+++ SOURCE MATERIAL +++

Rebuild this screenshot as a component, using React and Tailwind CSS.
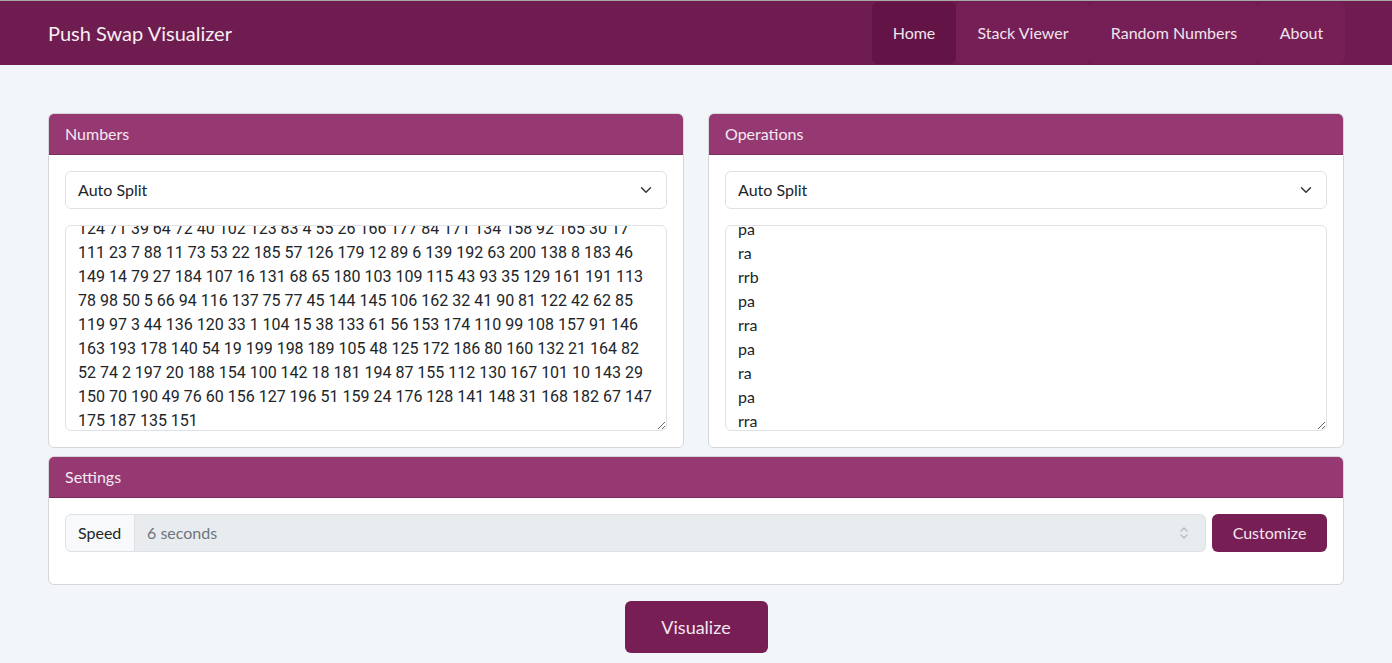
import { useLayoutEffect, useRef } from "react";

// Numbers textarea content, one visual line per entry
const NUMBER_LINES = [
  "95 36 152 9 118 58 173 25 121 47 169 13 86 114 34 195 59 117 28 170 69 37 96",
  "124 71 39 64 72 40 102 123 83 4 55 26 166 177 84 171 134 158 92 165 30 17",
  "111 23 7 88 11 73 53 22 185 57 126 179 12 89 6 139 192 63 200 138 8 183 46",
  "149 14 79 27 184 107 16 131 68 65 180 103 109 115 43 93 35 129 161 191 113",
  "78 98 50 5 66 94 116 137 75 77 45 144 145 106 162 32 41 90 81 122 42 62 85",
  "119 97 3 44 136 120 33 1 104 15 38 133 61 56 153 174 110 99 108 157 91 146",
  "163 193 178 140 54 19 199 198 189 105 48 125 172 186 80 160 132 21 164 82",
  "52 74 2 197 20 188 154 100 142 18 181 194 87 155 112 130 167 101 10 143 29",
  "150 70 190 49 76 60 156 127 196 51 159 24 176 128 141 148 31 168 182 67 147",
  "175 187 135 151",
];

const OPERATIONS = [
  "pb", "pb", "ra", "pb", "rb", "pb", "pb", "sa", "pb", "ra",
  "rb", "pb", "rrb", "pa", "ra", "pa", "rra", "pa", "rb", "pa",
  "ra", "rrb", "pa", "rra", "pa", "ra", "pa", "rra",
];

function Chevron() {
  return (
    <svg width="16" height="12" viewBox="0 0 16 16" fill="none" aria-hidden="true">
      <path
        d="m2 5 6 6 6-6"
        stroke="#343a40"
        strokeWidth="2"
        strokeLinecap="round"
        strokeLinejoin="round"
      />
    </svg>
  );
}

function UpDown() {
  return (
    <svg width="10" height="16" viewBox="0 0 10 16" fill="none" aria-hidden="true">
      <path d="M2 6l3-3 3 3M2 10l3 3 3-3" stroke="#b5b9bd" strokeWidth="1.3" strokeLinecap="round" strokeLinejoin="round" />
    </svg>
  );
}

// textarea that starts scrolled near its end, as in the app
function ScrolledArea({ value, className = "" }) {
  const ref = useRef(null);
  useLayoutEffect(() => {
    const el = ref.current;
    if (el) el.scrollTop = el.scrollHeight - el.clientHeight - 9;
  }, [value]);
  return (
    <textarea
      ref={ref}
      readOnly
      wrap="off"
      value={value}
      className={`block w-full h-[206px] px-3 py-1.5 border border-[#dee2e6] rounded-md bg-white
                 text-base leading-6 text-[#212529] overflow-hidden resize-y outline-none ${className}`}
    />
  );
}

function Card({ title, children, className = "" }) {
  return (
    <div className={`bg-white border border-[#d6d6da] rounded-md overflow-hidden ${className}`}>
      <div className="h-[41px] px-4 flex items-center bg-[#963973] border-b border-[#7a2c5d] text-[#f4e9f0] text-base">
        {title}
      </div>
      {children}
    </div>
  );
}

function SplitSelect() {
  return (
    <div className="h-[38px] flex items-center justify-between px-3 border border-[#dee2e6] rounded-md bg-white text-base text-[#212529] mb-4">
      <span>Auto Split</span>
      <Chevron />
    </div>
  );
}

const NAV = [
  { label: "Home", width: "w-[84px]", active: true },
  { label: "Stack Viewer", width: "w-[134px]" },
  { label: "Random Numbers", width: "w-[168px]" },
  { label: "About", width: "w-[87px]" },
];

export default function App() {
  return (
    <div className="min-h-[663px] bg-[#f3f6f9] font-['Lato','Noto_Sans',sans-serif]">
      {/* Navbar */}
      <nav className="border-t border-[#a7a7a7] bg-[#6f1c50]">
        <div className="max-w-[1320px] mx-auto px-3 h-16 flex items-center justify-between">
          <span className="text-xl text-[#f6eef3]">Push Swap Visualizer</span>
          <ul className="flex h-[62px] mr-[-1px]">
            {NAV.map((item) => (
              <li
                key={item.label}
                className={`${item.width} flex items-center justify-center rounded-md text-[#efe4ec] ${
                  item.active ? "bg-[#631346]" : "bg-[#761f56]"
                }`}
              >
                {item.label}
              </li>
            ))}
          </ul>
        </div>
      </nav>

      <main className="max-w-[1320px] mx-auto px-3 pt-12">
        <div className="grid grid-cols-2 gap-6">
          <Card title="Numbers">
            <div className="p-4">
              <SplitSelect />
              <ScrolledArea
                value={NUMBER_LINES.join("\n")}
                className="font-['Roboto','Noto_Sans',sans-serif]"
              />
            </div>
          </Card>
          <Card title="Operations">
            <div className="p-4">
              <SplitSelect />
              <ScrolledArea value={OPERATIONS.join("\n")} />
            </div>
          </Card>
        </div>

        <Card title="Settings" className="mt-2">
          <div className="p-4 pb-8 flex gap-1.5">
            <div className="flex-1 flex h-[38px]">
              <span className="w-[70px] px-3 flex items-center border border-[#dee2e6] rounded-l-md bg-[#f8f9fa] text-base text-[#212529]">
                Speed
              </span>
              <div className="flex-1 flex items-center justify-between pl-3 pr-4 border border-l-0 border-[#dee2e6] rounded-r-md bg-[#e9ecef] text-base text-[#6c757d]">
                <span>6 seconds</span>
                <UpDown />
              </div>
            </div>
            <button className="w-[115px] h-[38px] rounded-md bg-[#771e55] text-[#f3e6ee] text-base">
              Customize
            </button>
          </div>
        </Card>

        <div className="flex justify-center pt-4 pb-4">
          <button className="w-[143px] h-[52px] rounded-md bg-[#771e55] text-[#f3e6ee] text-lg">
            Visualize
          </button>
        </div>
      </main>
    </div>
  );
}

+++

- [AIM] Give every line back word for word and leave the pictures out.

- [THE RESPONSE]
Rebuild this screenshot as a component, using React and Tailwind CSS.
import { useLayoutEffect, useRef } from "react";

// Numbers textarea content, one visual line per entry
const NUMBER_LINES = [
  "95 36 152 9 118 58 173 25 121 47 169 13 86 114 34 195 59 117 28 170 69 37 96",
  "124 71 39 64 72 40 102 123 83 4 55 26 166 177 84 171 134 158 92 165 30 17",
  "111 23 7 88 11 73 53 22 185 57 126 179 12 89 6 139 192 63 200 138 8 183 46",
  "149 14 79 27 184 107 16 131 68 65 180 103 109 115 43 93 35 129 161 191 113",
  "78 98 50 5 66 94 116 137 75 77 45 144 145 106 162 32 41 90 81 122 42 62 85",
  "119 97 3 44 136 120 33 1 104 15 38 133 61 56 153 174 110 99 108 157 91 146",
  "163 193 178 140 54 19 199 198 189 105 48 125 172 186 80 160 132 21 164 82",
  "52 74 2 197 20 188 154 100 142 18 181 194 87 155 112 130 167 101 10 143 29",
  "150 70 190 49 76 60 156 127 196 51 159 24 176 128 141 148 31 168 182 67 147",
  "175 187 135 151",
];

const OPERATIONS = [
  "pb", "pb", "ra", "pb", "rb", "pb", "pb", "sa", "pb", "ra",
  "rb", "pb", "rrb", "pa", "ra", "pa", "rra", "pa", "rb", "pa",
  "ra", "rrb", "pa", "rra", "pa", "ra", "pa", "rra",
];

function Chevron() {
  return (
    <svg width="16" height="12" viewBox="0 0 16 16" fill="none" aria-hidden="true">
      <path
        d="m2 5 6 6 6-6"
        stroke="#343a40"
        strokeWidth="2"
        strokeLinecap="round"
        strokeLinejoin="round"
      />
    </svg>
  );
}

function UpDown() {
  return (
    <svg width="10" height="16" viewBox="0 0 10 16" fill="none" aria-hidden="true">
      <path d="M2 6l3-3 3 3M2 10l3 3 3-3" stroke="#b5b9bd" strokeWidth="1.3" strokeLinecap="round" strokeLinejoin="round" />
    </svg>
  );
}

// textarea that starts scrolled near its end, as in the app
function ScrolledArea({ value, className = "" }) {
  const ref = useRef(null);
  useLayoutEffect(() => {
    const el = ref.current;
    if (el) el.scrollTop = el.scrollHeight - el.clientHeight - 9;
  }, [value]);
  return (
    <textarea
      ref={ref}
      readOnly
      wrap="off"
      value={value}
      className={`block w-full h-[206px] px-3 py-1.5 border border-[#dee2e6] rounded-md bg-white
                 text-base leading-6 text-[#212529] overflow-hidden resize-y outline-none ${className}`}
    />
  );
}

function Card({ title, children, className = "" }) {
  return (
    <div className={`bg-white border border-[#d6d6da] rounded-md overflow-hidden ${className}`}>
      <div className="h-[41px] px-4 flex items-center bg-[#963973] border-b border-[#7a2c5d] text-[#f4e9f0] text-base">
        {title}
      </div>
      {children}
    </div>
  );
}

function SplitSelect() {
  return (
    <div className="h-[38px] flex items-center justify-between px-3 border border-[#dee2e6] rounded-md bg-white text-base text-[#212529] mb-4">
      <span>Auto Split</span>
      <Chevron />
    </div>
  );
}

const NAV = [
  { label: "Home", width: "w-[84px]", active: true },
  { label: "Stack Viewer", width: "w-[134px]" },
  { label: "Random Numbers", width: "w-[168px]" },
  { label: "About", width: "w-[87px]" },
];

export default function App() {
  return (
    <div className="min-h-[663px] bg-[#f3f6f9] font-['Lato','Noto_Sans',sans-serif]">
      {/* Navbar */}
      <nav className="border-t border-[#a7a7a7] bg-[#6f1c50]">
        <div className="max-w-[1320px] mx-auto px-3 h-16 flex items-center justify-between">
          <span className="text-xl text-[#f6eef3]">Push Swap Visualizer</span>
          <ul className="flex h-[62px] mr-[-1px]">
            {NAV.map((item) => (
              <li
                key={item.label}
                className={`${item.width} flex items-center justify-center rounded-md text-[#efe4ec] ${
                  item.active ? "bg-[#631346]" : "bg-[#761f56]"
                }`}
              >
                {item.label}
              </li>
            ))}
          </ul>
        </div>
      </nav>

      <main className="max-w-[1320px] mx-auto px-3 pt-12">
        <div className="grid grid-cols-2 gap-6">
          <Card title="Numbers">
            <div className="p-4">
              <SplitSelect />
              <ScrolledArea
                value={NUMBER_LINES.join("\n")}
                className="font-['Roboto','Noto_Sans',sans-serif]"
              />
            </div>
          </Card>
          <Card title="Operations">
            <div className="p-4">
              <SplitSelect />
              <ScrolledArea value={OPERATIONS.join("\n")} />
            </div>
          </Card>
        </div>

        <Card title="Settings" className="mt-2">
          <div className="p-4 pb-8 flex gap-1.5">
            <div className="flex-1 flex h-[38px]">
              <span className="w-[70px] px-3 flex items-center border border-[#dee2e6] rounded-l-md bg-[#f8f9fa] text-base text-[#212529]">
                Speed
              </span>
              <div className="flex-1 flex items-center justify-between pl-3 pr-4 border border-l-0 border-[#dee2e6] rounded-r-md bg-[#e9ecef] text-base text-[#6c757d]">
                <span>6 seconds</span>
                <UpDown />
              </div>
            </div>
            <button className="w-[115px] h-[38px] rounded-md bg-[#771e55] text-[#f3e6ee] text-base">
              Customize
            </button>
          </div>
        </Card>

        <div className="flex justify-center pt-4 pb-4">
          <button className="w-[143px] h-[52px] rounded-md bg-[#771e55] text-[#f3e6ee] text-lg">
            Visualize
          </button>
        </div>
      </main>
    </div>
  );
}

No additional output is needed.